◆ Request ◆
Copy out each line of the material below that holds the string "this".

Begin Entries

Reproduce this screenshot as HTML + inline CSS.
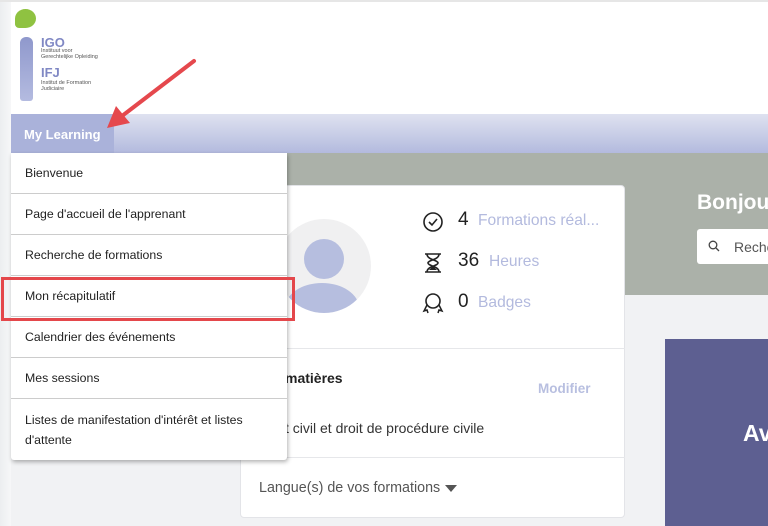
<!DOCTYPE html>
<html><head><meta charset="utf-8"><style>
*{margin:0;padding:0;box-sizing:border-box}
body{width:768px;height:526px;overflow:hidden;position:relative;background:#fff;font-family:"Liberation Sans",sans-serif}
.abs{position:absolute}
</style></head><body>
<div class="abs" style="left:0;top:0;width:11px;height:526px;background:linear-gradient(90deg,#eceef0,#f6f7f8)"></div>
<div class="abs" style="left:0;top:0;width:768px;height:2px;background:#e6e6e6"></div>
<!-- logo -->
<div class="abs" style="left:15px;top:9px;width:21px;height:19px;border-radius:50% 50% 50% 20%;background:#8fc241"></div>
<div class="abs" style="left:20px;top:37px;width:13px;height:64px;border-radius:6px 6px 3px 3px;background:linear-gradient(180deg,#8f98cc,#b4bbe0)"></div>
<div class="abs" style="left:41px;top:35px;font-size:13px;font-weight:bold;color:#8088c4">IGO</div>
<div class="abs" style="left:41px;top:48px;font-size:5.5px;line-height:6px;color:#555">Instituut voor<br>Gerechtelijke Opleiding</div>
<div class="abs" style="left:41px;top:65px;font-size:13px;font-weight:bold;color:#8088c4">IFJ</div>
<div class="abs" style="left:41px;top:80px;font-size:5.5px;line-height:6px;color:#555">Institut de Formation<br>Judiciaire</div>
<!-- nav -->
<div class="abs" style="left:11px;top:114px;width:757px;height:39px;background:linear-gradient(180deg,#dfe2f0,#b3bade)"></div>
<div class="abs" style="left:11px;top:114px;width:103px;height:39px;background:#aab2da"></div>
<div class="abs" style="left:24px;top:127px;font-size:13px;color:#fff;font-weight:bold">My Learning</div>
<!-- hero -->
<div class="abs" style="left:287px;top:153px;width:481px;height:142px;background:#abb1a9"></div>
<div class="abs" style="left:11px;top:295px;width:757px;height:231px;background:#f1f2f4"></div>
<div class="abs" style="left:697px;top:191px;font-size:21px;font-weight:bold;color:#fff">Bonjou</div>
<div class="abs" style="left:697px;top:229px;width:80px;height:35px;background:#fff;border-radius:3px"></div>
<svg class="abs" style="left:708px;top:240px" width="12" height="12" viewBox="0 0 12 12"><circle cx="5" cy="5" r="3.8" fill="none" stroke="#444" stroke-width="1.3"/><path d="M8 8l3 3" stroke="#444" stroke-width="1.3"/></svg>
<div class="abs" style="left:734px;top:239px;font-size:14px;color:#555">Reche</div>
<div class="abs" style="left:665px;top:339px;width:103px;height:187px;background:#5d5f91"></div>
<div class="abs" style="left:743px;top:420px;font-size:23px;font-weight:bold;color:#fff">Av</div>
<!-- card -->
<div class="abs" style="left:240px;top:185px;width:385px;height:333px;background:#fff;border:1px solid #e3e4e8;border-radius:4px"></div>
<div class="abs" style="left:240px;top:348px;width:385px;height:1px;background:#e6e7ea"></div>
<div class="abs" style="left:240px;top:457px;width:385px;height:1px;background:#e6e7ea"></div>
<div class="abs" style="left:277px;top:219px;width:94px;height:94px;border-radius:50%;background:#f0f0f1;overflow:hidden">
 <div class="abs" style="left:27px;top:20px;width:40px;height:40px;border-radius:50%;background:#b6bedf"></div>
 <div class="abs" style="left:8px;top:64px;width:74px;height:50px;border-radius:50%;background:#b6bedf"></div>
</div>
<svg class="abs" style="left:422px;top:211px" width="22" height="22" viewBox="0 0 22 22"><circle cx="11" cy="11" r="9" fill="none" stroke="#222" stroke-width="1.6"/><path d="M7 11l3 3 5-6" fill="none" stroke="#222" stroke-width="1.6"/></svg>
<svg class="abs" style="left:422px;top:252px" width="22" height="22" viewBox="0 0 22 22"><path d="M3 2h16M3 20h16M5 2c0 6 11 6 11 9S5 14 5 20M17 2c0 6-11 6-11 9s11 3 11 9" fill="none" stroke="#222" stroke-width="1.6"/><path d="M7 18l4-4 4 4z" fill="#222"/></svg>
<svg class="abs" style="left:422px;top:292px" width="22" height="22" viewBox="0 0 22 22"><circle cx="11" cy="9" r="7" fill="none" stroke="#222" stroke-width="1.6"/><path d="M5 13l-3 6 3-1 1 3M17 13l3 6-3-1-1 3" fill="none" stroke="#222" stroke-width="1.5"/></svg>
<div class="abs" style="left:458px;top:209px;font-size:19px;color:#222">4</div>
<div class="abs" style="left:478px;top:212px;font-size:15.6px;color:#b3bade">Formations réal...</div>
<div class="abs" style="left:458px;top:250px;font-size:19px;color:#222">36</div>
<div class="abs" style="left:489px;top:253px;font-size:15.6px;color:#b3bade">Heures</div>
<div class="abs" style="left:458px;top:291px;font-size:19px;color:#222">0</div>
<div class="abs" style="left:478px;top:294px;font-size:15.6px;color:#b3bade">Badges</div>
<div class="abs" style="left:285px;top:370px;font-size:14px;font-weight:bold;color:#222">matières</div>
<div class="abs" style="left:538px;top:381px;font-size:13.5px;font-weight:bold;color:#b8bfe0">Modifier</div>
<div class="abs" style="left:285px;top:420px;font-size:14px;color:#333">t civil et droit de procédure civile</div>
<div class="abs" style="left:259px;top:480px;font-size:14.3px;color:#555">Langue(s) de vos formations</div>
<div class="abs" style="left:445px;top:485px;border-left:6px solid transparent;border-right:6px solid transparent;border-top:7px solid #555"></div>
<!-- dropdown -->
<div class="abs" style="left:11px;top:153px;width:276px;height:307px;background:#fff;box-shadow:1px 2px 4px rgba(0,0,0,.3);border-radius:0 0 3px 3px;font-size:12.3px;color:#222">
 <div style="height:41px;border-bottom:1px solid #ccc;padding:13px 14px">Bienvenue</div>
 <div style="height:41px;border-bottom:1px solid #ccc;padding:13px 14px">Page d'accueil de l'apprenant</div>
 <div style="height:41px;border-bottom:1px solid #ccc;padding:13px 14px">Recherche de formations</div>
 <div style="height:41px;border-bottom:1px solid #ccc;padding:13px 14px">Mon récapitulatif</div>
 <div style="height:41px;border-bottom:1px solid #ccc;padding:13px 14px">Calendrier des événements</div>
 <div style="height:41px;border-bottom:1px solid #ccc;padding:13px 14px">Mes sessions</div>
 <div style="padding:11px 14px;line-height:20px">Listes de manifestation d'intérêt et listes d'attente</div>
</div>
<div class="abs" style="left:1px;top:277px;width:294px;height:44px;border:3px solid #e4474b"></div>
<!-- arrow -->
<svg class="abs" style="left:0;top:0" width="300" height="160"><path d="M194 61L122 116" stroke="#e5484d" stroke-width="4" stroke-linecap="round"/><path d="M107 128l9-22 14 17z" fill="#e5484d"/></svg>
</body></html>
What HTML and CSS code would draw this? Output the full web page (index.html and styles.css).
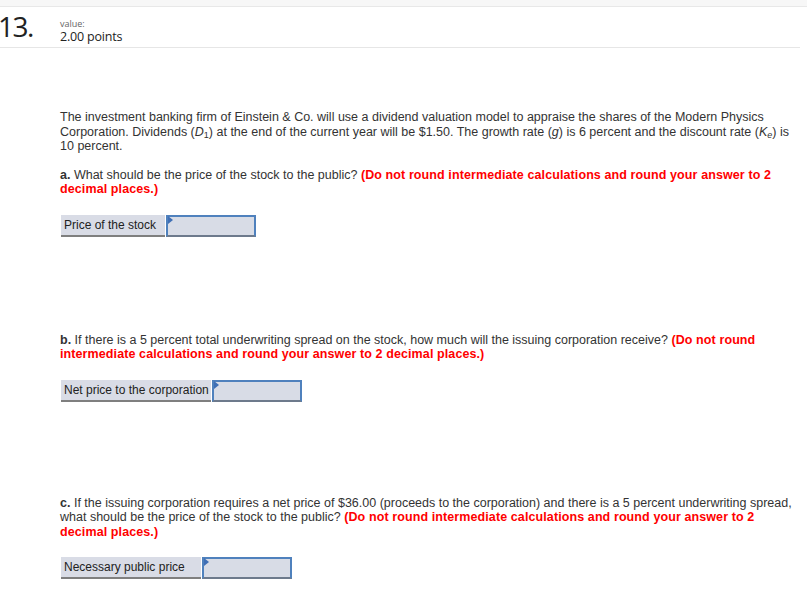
FILE: index.html
```html
<!DOCTYPE html>
<html>
<head>
<meta charset="utf-8">
<link rel="stylesheet" href="styles.css">
</head>
<body>
<div class="topband"></div>
<div class="header">
  <div class="qnum">13.</div>
  <div class="value">
    <div class="vlabel">value:</div>
    <div class="vpoints">2.00 points</div>
  </div>
</div>
<div class="content">
  <p class="intro">The investment banking firm of Einstein &amp; Co. will use a dividend valuation model to appraise the shares of the Modern Physics Corporation. Dividends (<i>D</i><sub>1</sub>) at the end of the current year will be $1.50. The growth rate (<i>g</i>) is 6 percent and the discount rate (<i>K</i><sub><i>e</i></sub>) is 10 percent.</p>
  <p class="q"><b>a.</b> What should be the price of the stock to the public? <span class="red">(Do not round intermediate calculations and round your answer to 2 decimal places.)</span></p>
  <div class="ans">
    <div class="lbl lbl-a">Price of the stock</div>
    <div class="inp w90"><span class="flag"></span></div>
  </div>

  <p class="q q-next"><b>b.</b> If there is a 5 percent total underwriting spread on the stock, how much will the issuing corporation receive? <span class="red">(Do not round intermediate calculations and round your answer to 2 decimal places.)</span></p>
  <div class="ans">
    <div class="lbl lbl-b">Net price to the corporation</div>
    <div class="inp w90"><span class="flag"></span></div>
  </div>

  <p class="q q-last"><b>c.</b> If the issuing corporation requires a net price of $36.00 (proceeds to the corporation) and there is a 5 percent underwriting spread, what should be the price of the stock to the public? <span class="red">(Do not round intermediate calculations and round your answer to 2 decimal places.)</span></p>
  <div class="ans">
    <div class="lbl lbl-c">Necessary public price</div>
    <div class="inp w90"><span class="flag"></span></div>
  </div>
</div>
</body>
</html>
```
FILE: styles.css
```css
html, body { margin: 0; padding: 0; background: #fff; }
body { font-family: "Liberation Sans", Arial, sans-serif; color: #333; }
.topband { height: 6px; background: #f7f7f7; border-bottom: 1px solid #e8e8e8; }
.header {
  display: flex; align-items: flex-start;
  height: 40px; margin-right: 7px;
  border-bottom: 1px solid #e6e6e6;
}
.qnum {
  width: 60px; font-family: "Open Sans", sans-serif; font-weight: 400;
  font-size: 28px; line-height: 32px; color: #222; margin-top: 3px; letter-spacing: -1.5px;
  text-indent: -2px;
}
.value { margin-top: 11px; }
.vlabel { font-family: "Open Sans", sans-serif; font-size: 9px; line-height: 11px; color: #666; }
.vpoints { font-family: "Open Sans", sans-serif; font-size: 12.5px; line-height: 16px; color: #222; letter-spacing: -0.2px; }
.content { padding: 0 7px 0 60px; font-size: 12.5px; line-height: 14.5px; }
p { margin: 0; }
.intro { margin-top: 62px; }
.q { margin-top: 14px; }
sub { font-size: 9px; line-height: 0; vertical-align: -2px; }
.red { color: #f00; font-weight: bold; letter-spacing: 0.1px; }
b { font-weight: bold; }
.ans { display: flex; margin-left: 1px; height: 22px; margin-top: 18px; }
.lbl {
  box-sizing: border-box;
  background: #d9dce6; border-bottom: 2px solid #7f7f7f;
  padding: 0 0 0 3px; font-size: 12px; line-height: 20px; white-space: nowrap; color: #222;
}
.lbl-a { width: 104px; }
.lbl-b { width: 150px; }
.lbl-c { width: 140px; }
.inp {
  position: relative; box-sizing: border-box; height: 22px;
  background: #d8dce6; border: 2px solid #4f81bd; border-bottom-color: #6d7a8c;
  margin-left: 1px;
}
.w90 { width: 90px; }
.flag {
  position: absolute; left: 0; top: -1px; width: 0; height: 0;
  border-top: 4px solid transparent; border-bottom: 4px solid transparent;
  border-left: 5px solid #3f6fb5;
}
.q-next { margin-top: 96px; }
.q-last { margin-top: 94px; }
```
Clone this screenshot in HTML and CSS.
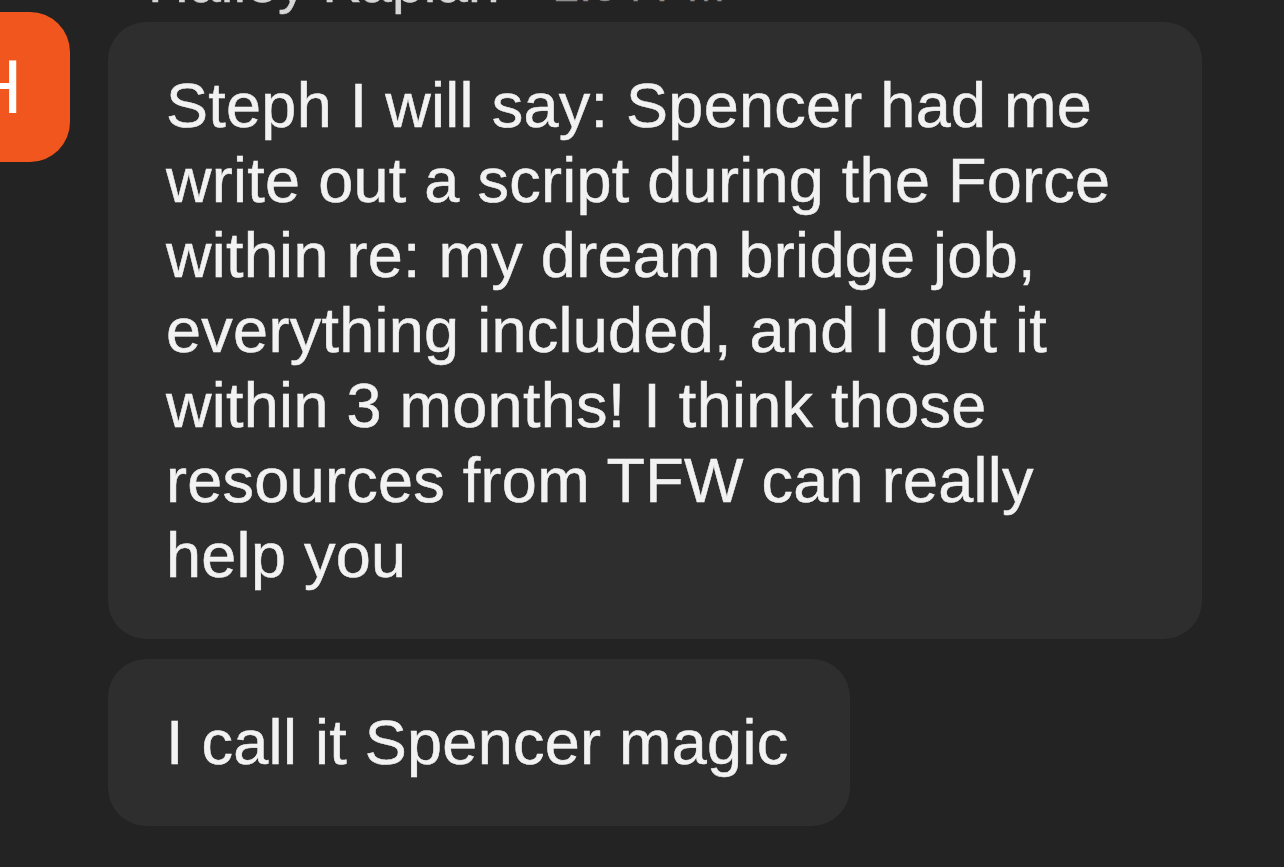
FILE: index.html
```html
<!DOCTYPE html>
<html lang="en">
<head>
<meta charset="utf-8">
<title>Chat</title>
<link rel="stylesheet" href="styles.css">
</head>
<body>
  <div class="thread">
    <div class="avatar">H</div>
    <div class="messages">
      <div class="meta">
        <span class="name">Hailey Kaplan</span>
        <span class="time">2:04 PM</span>
      </div>
      <div class="bubble wide">Steph I will say: Spencer had me write out a script during the Force within re: my dream bridge job, everything included, and I got it within 3 months! I think those resources from TFW can really help you</div>
      <div class="bubble">I call it Spencer magic</div>
    </div>
  </div>
</body>
</html>
```

FILE: styles.css
```css
html, body {
  margin: 0;
  padding: 0;
  background: #232323;
  overflow: hidden;
}

body {
  width: 1284px;
  height: 867px;
  font-family: "Liberation Sans", Arial, sans-serif;
  color: #f2f2f2;
}

.thread {
  display: flex;
  align-items: flex-start;
}

.avatar {
  flex: none;
  width: 150px;
  height: 150px;
  margin-left: -80px;
  margin-top: 12px;
  border-radius: 40px;
  background: #f2561f;
  color: #ffffff;
  font-size: 76px;
  line-height: 150px;
  text-align: center;
}

.messages {
  flex: 1;
  margin-left: 38px;
  display: flex;
  flex-direction: column;
  align-items: flex-start;
  gap: 20px;
}

.meta {
  margin-top: -46px;
  margin-bottom: -9px;
  height: 57px;
  padding-left: 40px;
  display: flex;
  align-items: baseline;
  gap: 54px;
  font-size: 57px;
  line-height: 57px;
  white-space: nowrap;
  -webkit-text-stroke: 0.4px currentColor;
}

.name {
  color: #d6d6d6;
}

.time {
  color: #8e8e8e;
  font-size: 46px;
  position: relative;
  top: -1px;
}

.bubble {
  background: #2e2e2e;
  border-radius: 38px;
  padding: 46px 62px 46px 58px;
  font-size: 63px;
  line-height: 75px;
  letter-spacing: 0.27px;
  -webkit-text-stroke: 0.5px currentColor;
}

.bubble.wide {
  width: 1094px;
  box-sizing: border-box;
  padding-right: 58px;
}
```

End Entries

◆ Finished task ◆
Reproduce this screenshot as HTML + inline CSS.
What HTML and CSS code would draw this? Output the full web page (index.html and styles.css).
Clone this screenshot in HTML and CSS.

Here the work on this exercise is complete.